Travel and Friendship

I have often asked myself how my transient ways affect my ability to have meaningful friendships. Leaving travel aside, I have moved cities 8 times in my life (Ottawa-Palo Alto-Ottawa-Edmonton-Camrose-Edmonton-Kingston-Toronto-Ottawa) and that does not even count the places I have lived for shorter periods of time (France, Burkina Faso, Guatemala…)

I only really have three friends (that I still see) that knew me when I was a teenager. Most of my closest friends have only known me for a couple years. I make friends very easily, but it also seems like they come and go a lot.

Someone once told me that there are no friendships as deep as those you’ve known since childhood or at least a very long time. In that case, I’m screwed. How can I possibly have “deep” friendships if I flit around the world like some butterfly with ADHD?

But another friend told me his philosophy, and this I liked much more.

His theory was that friendships can renew. You can not see or even talk with someone for a very long time, but if you have a great, meaningful time with them, the friendship goes back to where it was.

(He also thought this was on a “timer” – you need to “renew” the friendship within five years of the last meaningful time together. When you renew the friendship, the 5-year timer restarts. I don’t know how much I agree with this part, but in principle I like his theory.)

I think this is the best way for me to reconcile travel and friendship. People come and go all the time in our lives anyways, so the past and the future is not what creates “meaning.” It is the present that matters: can I talk with this friend easily? Can I share whatever I want to talk about? Can I have fun and laugh a lot? If I have a problem, can I rely on this person?

But this doesn’t mean that the future is irrelevant – I like to think that real friends are those that you can’t see for years, but when you do see them, you are as close as ever.

I think, then, that travel and moving around so much has actually made me lucky when it comes to friendship. I have good friends in almost every major Canadian city, many places in the U.S. and around the world as well. I have met very many interesting people in my life, and I love how they enter my life again when our paths cross.

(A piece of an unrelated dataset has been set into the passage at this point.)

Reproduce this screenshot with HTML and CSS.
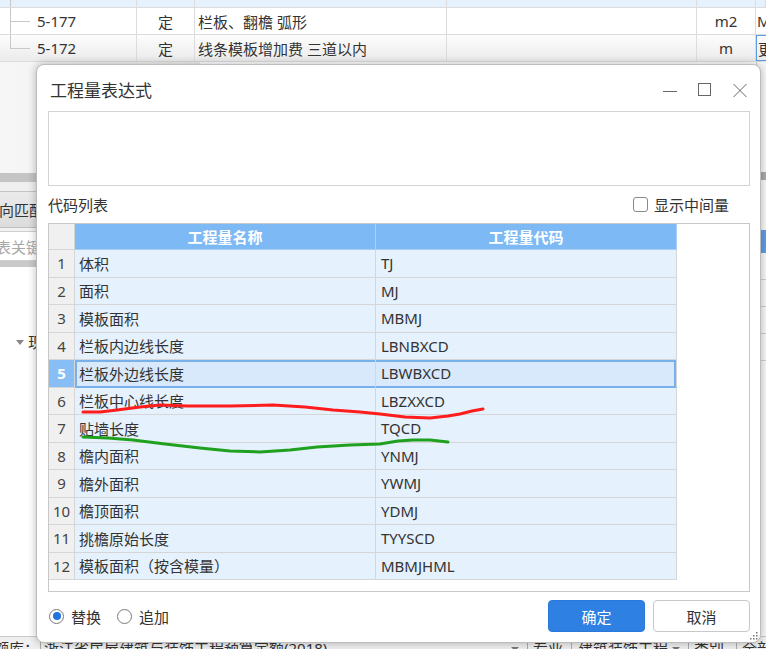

One of my favourite things is connecting with friends in far-off places. There is nothing like seeing a familiar old friend in unfamiliar surroundings.

I guess I will not be able to have “traditional” friendships: go to high school together, hang out through university, be each others’ bridesmaids, babysit each others’ kids…

But maybe I am getting more… or at least something different and equally meaningful.


John (friend from Queen’s) and I in Panama, where we met up for a few days.


While in D.C. for the inauguration, I met up with these three friends from Spanish school in Xela.


Icker and Angela – both friends from my Masters program – arguing in a bar in Mexico City. We all happened to be in Mexico at the same time – Icker lives there, Angela was at a summer school, and I arrived from Guatemala.


I got to spend a week hanging out with my university friend Alison in Ghana. I was on my way to Burkina, she was working in Accra.

Comments 1

  1. Rotem Yaniv wrote:

    Friends come and go, doesn’t matter if you stay in one place or keep jumping from one country to the next. My brother, over 35 years old, told me he barely has any friends left from ten years before. That surprised me because he’s been living in the same city for the past 15 years or so and he has lots of friends around him. Shit happens, you know.

    When I went to Israel during the winter I ran from one city to another, trying to catch all my old friends in the short two weeks I was there. One thing about keeping in touch with people from far away – it’s oh so exciting to meet them again.

    All and all, it sounds like you got it sorted out bbetter than most.